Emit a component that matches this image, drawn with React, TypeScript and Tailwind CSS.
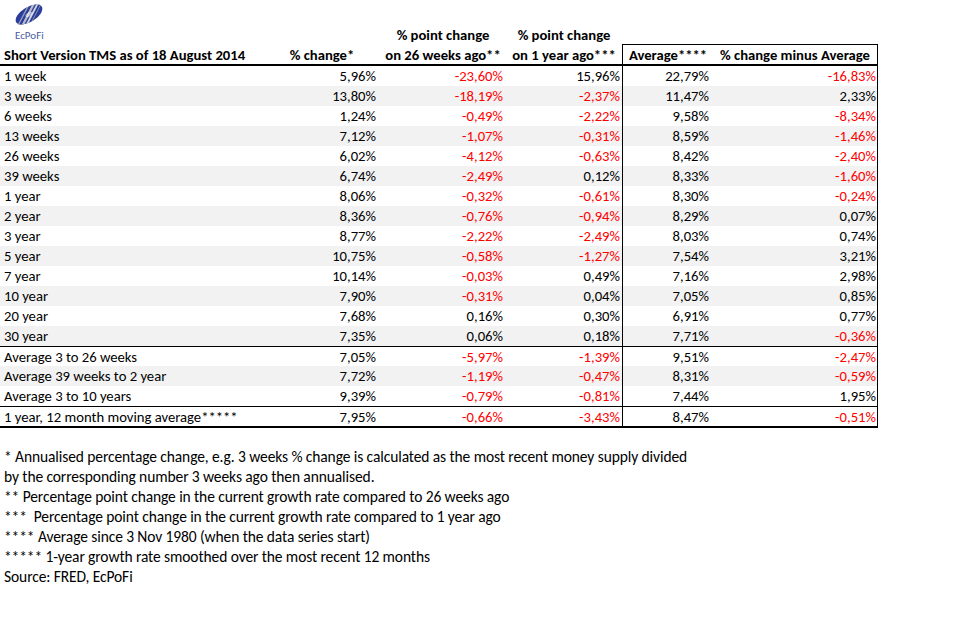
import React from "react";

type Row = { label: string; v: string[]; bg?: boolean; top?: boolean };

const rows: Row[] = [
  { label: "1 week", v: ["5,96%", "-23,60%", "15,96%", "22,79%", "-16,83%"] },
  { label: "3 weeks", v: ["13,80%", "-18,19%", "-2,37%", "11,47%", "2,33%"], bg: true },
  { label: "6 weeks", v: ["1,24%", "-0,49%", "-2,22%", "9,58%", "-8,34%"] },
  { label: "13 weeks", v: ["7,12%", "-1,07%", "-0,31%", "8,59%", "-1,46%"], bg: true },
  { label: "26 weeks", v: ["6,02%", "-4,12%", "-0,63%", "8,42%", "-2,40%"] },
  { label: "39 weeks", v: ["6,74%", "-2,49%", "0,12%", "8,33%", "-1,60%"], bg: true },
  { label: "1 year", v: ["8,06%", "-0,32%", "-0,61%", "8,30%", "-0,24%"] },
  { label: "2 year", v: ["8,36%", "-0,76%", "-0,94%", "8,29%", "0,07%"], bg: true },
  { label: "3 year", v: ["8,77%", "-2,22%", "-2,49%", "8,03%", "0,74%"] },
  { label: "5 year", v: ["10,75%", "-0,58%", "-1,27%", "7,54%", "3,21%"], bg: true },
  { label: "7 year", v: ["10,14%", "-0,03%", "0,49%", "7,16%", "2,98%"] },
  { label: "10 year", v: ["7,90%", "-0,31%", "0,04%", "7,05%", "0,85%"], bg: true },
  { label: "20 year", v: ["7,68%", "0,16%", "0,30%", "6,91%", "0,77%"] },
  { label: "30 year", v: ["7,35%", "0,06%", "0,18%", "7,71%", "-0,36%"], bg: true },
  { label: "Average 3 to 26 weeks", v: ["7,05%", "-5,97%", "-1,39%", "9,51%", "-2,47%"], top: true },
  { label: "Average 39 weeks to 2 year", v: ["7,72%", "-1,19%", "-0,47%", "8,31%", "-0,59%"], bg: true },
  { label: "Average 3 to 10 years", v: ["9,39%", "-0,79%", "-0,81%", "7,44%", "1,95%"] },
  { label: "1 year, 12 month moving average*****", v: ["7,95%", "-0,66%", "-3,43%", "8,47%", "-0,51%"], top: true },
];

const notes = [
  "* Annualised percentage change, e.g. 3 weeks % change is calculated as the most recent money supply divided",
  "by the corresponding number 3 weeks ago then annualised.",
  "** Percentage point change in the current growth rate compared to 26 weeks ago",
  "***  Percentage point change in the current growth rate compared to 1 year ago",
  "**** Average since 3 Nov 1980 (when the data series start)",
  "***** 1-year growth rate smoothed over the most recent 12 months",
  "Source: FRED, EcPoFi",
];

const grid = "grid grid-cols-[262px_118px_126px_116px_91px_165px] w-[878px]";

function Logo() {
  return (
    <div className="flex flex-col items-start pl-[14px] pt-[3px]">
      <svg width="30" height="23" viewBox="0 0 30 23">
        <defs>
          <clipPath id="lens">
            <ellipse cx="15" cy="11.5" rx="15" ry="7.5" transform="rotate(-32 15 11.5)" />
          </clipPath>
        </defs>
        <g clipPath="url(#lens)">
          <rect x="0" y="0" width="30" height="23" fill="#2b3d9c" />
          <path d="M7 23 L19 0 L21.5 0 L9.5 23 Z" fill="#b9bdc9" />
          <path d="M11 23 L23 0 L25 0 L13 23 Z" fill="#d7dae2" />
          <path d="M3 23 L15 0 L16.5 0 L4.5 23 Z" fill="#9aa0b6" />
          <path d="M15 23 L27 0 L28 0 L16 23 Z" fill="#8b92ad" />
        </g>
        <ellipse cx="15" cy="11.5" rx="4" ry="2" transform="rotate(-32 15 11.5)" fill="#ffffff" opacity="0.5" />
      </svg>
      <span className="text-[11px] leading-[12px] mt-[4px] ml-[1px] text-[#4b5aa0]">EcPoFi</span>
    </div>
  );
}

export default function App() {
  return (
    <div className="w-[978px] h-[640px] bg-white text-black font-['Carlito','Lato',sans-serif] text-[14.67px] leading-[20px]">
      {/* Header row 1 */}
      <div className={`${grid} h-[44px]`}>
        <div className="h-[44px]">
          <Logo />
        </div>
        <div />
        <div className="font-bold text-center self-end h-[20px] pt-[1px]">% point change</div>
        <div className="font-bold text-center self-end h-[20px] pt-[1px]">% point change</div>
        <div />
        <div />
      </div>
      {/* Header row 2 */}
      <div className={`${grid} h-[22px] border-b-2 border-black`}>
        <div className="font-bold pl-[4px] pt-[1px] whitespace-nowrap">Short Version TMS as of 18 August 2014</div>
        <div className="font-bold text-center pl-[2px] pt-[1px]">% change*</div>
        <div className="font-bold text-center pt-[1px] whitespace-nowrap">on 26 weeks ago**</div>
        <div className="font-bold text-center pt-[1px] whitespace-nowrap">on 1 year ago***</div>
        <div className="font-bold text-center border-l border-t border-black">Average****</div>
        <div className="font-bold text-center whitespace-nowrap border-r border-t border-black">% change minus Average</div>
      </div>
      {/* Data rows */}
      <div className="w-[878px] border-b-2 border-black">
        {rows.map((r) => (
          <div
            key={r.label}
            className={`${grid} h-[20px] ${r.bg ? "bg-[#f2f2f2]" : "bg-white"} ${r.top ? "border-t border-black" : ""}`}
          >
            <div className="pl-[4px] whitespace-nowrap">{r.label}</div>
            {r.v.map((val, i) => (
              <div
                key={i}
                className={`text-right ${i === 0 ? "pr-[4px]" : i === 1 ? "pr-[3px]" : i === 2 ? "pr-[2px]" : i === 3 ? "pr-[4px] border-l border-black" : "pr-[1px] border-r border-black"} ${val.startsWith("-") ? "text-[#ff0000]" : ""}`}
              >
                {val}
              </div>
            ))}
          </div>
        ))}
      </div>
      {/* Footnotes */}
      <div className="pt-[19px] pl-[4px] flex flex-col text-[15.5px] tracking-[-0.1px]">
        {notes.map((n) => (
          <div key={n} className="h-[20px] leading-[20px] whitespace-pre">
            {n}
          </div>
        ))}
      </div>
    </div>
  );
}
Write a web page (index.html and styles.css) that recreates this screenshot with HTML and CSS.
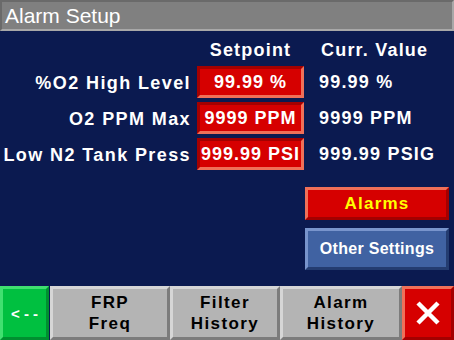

_AIM_
Your task is to copy the entries in full and exactly, without any images.

_OUTPUT OF THE EXERCISE_
Emit a component that matches this image, drawn with React, TypeScript and Tailwind CSS.
import React from "react";

type Row = { label: string; v: string[]; bg?: boolean; top?: boolean };

const rows: Row[] = [
  { label: "1 week", v: ["5,96%", "-23,60%", "15,96%", "22,79%", "-16,83%"] },
  { label: "3 weeks", v: ["13,80%", "-18,19%", "-2,37%", "11,47%", "2,33%"], bg: true },
  { label: "6 weeks", v: ["1,24%", "-0,49%", "-2,22%", "9,58%", "-8,34%"] },
  { label: "13 weeks", v: ["7,12%", "-1,07%", "-0,31%", "8,59%", "-1,46%"], bg: true },
  { label: "26 weeks", v: ["6,02%", "-4,12%", "-0,63%", "8,42%", "-2,40%"] },
  { label: "39 weeks", v: ["6,74%", "-2,49%", "0,12%", "8,33%", "-1,60%"], bg: true },
  { label: "1 year", v: ["8,06%", "-0,32%", "-0,61%", "8,30%", "-0,24%"] },
  { label: "2 year", v: ["8,36%", "-0,76%", "-0,94%", "8,29%", "0,07%"], bg: true },
  { label: "3 year", v: ["8,77%", "-2,22%", "-2,49%", "8,03%", "0,74%"] },
  { label: "5 year", v: ["10,75%", "-0,58%", "-1,27%", "7,54%", "3,21%"], bg: true },
  { label: "7 year", v: ["10,14%", "-0,03%", "0,49%", "7,16%", "2,98%"] },
  { label: "10 year", v: ["7,90%", "-0,31%", "0,04%", "7,05%", "0,85%"], bg: true },
  { label: "20 year", v: ["7,68%", "0,16%", "0,30%", "6,91%", "0,77%"] },
  { label: "30 year", v: ["7,35%", "0,06%", "0,18%", "7,71%", "-0,36%"], bg: true },
  { label: "Average 3 to 26 weeks", v: ["7,05%", "-5,97%", "-1,39%", "9,51%", "-2,47%"], top: true },
  { label: "Average 39 weeks to 2 year", v: ["7,72%", "-1,19%", "-0,47%", "8,31%", "-0,59%"], bg: true },
  { label: "Average 3 to 10 years", v: ["9,39%", "-0,79%", "-0,81%", "7,44%", "1,95%"] },
  { label: "1 year, 12 month moving average*****", v: ["7,95%", "-0,66%", "-3,43%", "8,47%", "-0,51%"], top: true },
];

const notes = [
  "* Annualised percentage change, e.g. 3 weeks % change is calculated as the most recent money supply divided",
  "by the corresponding number 3 weeks ago then annualised.",
  "** Percentage point change in the current growth rate compared to 26 weeks ago",
  "***  Percentage point change in the current growth rate compared to 1 year ago",
  "**** Average since 3 Nov 1980 (when the data series start)",
  "***** 1-year growth rate smoothed over the most recent 12 months",
  "Source: FRED, EcPoFi",
];

const grid = "grid grid-cols-[262px_118px_126px_116px_91px_165px] w-[878px]";

function Logo() {
  return (
    <div className="flex flex-col items-start pl-[14px] pt-[3px]">
      <svg width="30" height="23" viewBox="0 0 30 23">
        <defs>
          <clipPath id="lens">
            <ellipse cx="15" cy="11.5" rx="15" ry="7.5" transform="rotate(-32 15 11.5)" />
          </clipPath>
        </defs>
        <g clipPath="url(#lens)">
          <rect x="0" y="0" width="30" height="23" fill="#2b3d9c" />
          <path d="M7 23 L19 0 L21.5 0 L9.5 23 Z" fill="#b9bdc9" />
          <path d="M11 23 L23 0 L25 0 L13 23 Z" fill="#d7dae2" />
          <path d="M3 23 L15 0 L16.5 0 L4.5 23 Z" fill="#9aa0b6" />
          <path d="M15 23 L27 0 L28 0 L16 23 Z" fill="#8b92ad" />
        </g>
        <ellipse cx="15" cy="11.5" rx="4" ry="2" transform="rotate(-32 15 11.5)" fill="#ffffff" opacity="0.5" />
      </svg>
      <span className="text-[11px] leading-[12px] mt-[4px] ml-[1px] text-[#4b5aa0]">EcPoFi</span>
    </div>
  );
}

export default function App() {
  return (
    <div className="w-[978px] h-[640px] bg-white text-black font-['Carlito','Lato',sans-serif] text-[14.67px] leading-[20px]">
      {/* Header row 1 */}
      <div className={`${grid} h-[44px]`}>
        <div className="h-[44px]">
          <Logo />
        </div>
        <div />
        <div className="font-bold text-center self-end h-[20px] pt-[1px]">% point change</div>
        <div className="font-bold text-center self-end h-[20px] pt-[1px]">% point change</div>
        <div />
        <div />
      </div>
      {/* Header row 2 */}
      <div className={`${grid} h-[22px] border-b-2 border-black`}>
        <div className="font-bold pl-[4px] pt-[1px] whitespace-nowrap">Short Version TMS as of 18 August 2014</div>
        <div className="font-bold text-center pl-[2px] pt-[1px]">% change*</div>
        <div className="font-bold text-center pt-[1px] whitespace-nowrap">on 26 weeks ago**</div>
        <div className="font-bold text-center pt-[1px] whitespace-nowrap">on 1 year ago***</div>
        <div className="font-bold text-center border-l border-t border-black">Average****</div>
        <div className="font-bold text-center whitespace-nowrap border-r border-t border-black">% change minus Average</div>
      </div>
      {/* Data rows */}
      <div className="w-[878px] border-b-2 border-black">
        {rows.map((r) => (
          <div
            key={r.label}
            className={`${grid} h-[20px] ${r.bg ? "bg-[#f2f2f2]" : "bg-white"} ${r.top ? "border-t border-black" : ""}`}
          >
            <div className="pl-[4px] whitespace-nowrap">{r.label}</div>
            {r.v.map((val, i) => (
              <div
                key={i}
                className={`text-right ${i === 0 ? "pr-[4px]" : i === 1 ? "pr-[3px]" : i === 2 ? "pr-[2px]" : i === 3 ? "pr-[4px] border-l border-black" : "pr-[1px] border-r border-black"} ${val.startsWith("-") ? "text-[#ff0000]" : ""}`}
              >
                {val}
              </div>
            ))}
          </div>
        ))}
      </div>
      {/* Footnotes */}
      <div className="pt-[19px] pl-[4px] flex flex-col text-[15.5px] tracking-[-0.1px]">
        {notes.map((n) => (
          <div key={n} className="h-[20px] leading-[20px] whitespace-pre">
            {n}
          </div>
        ))}
      </div>
    </div>
  );
}
Write a web page (index.html and styles.css) that recreates this screenshot with HTML and CSS.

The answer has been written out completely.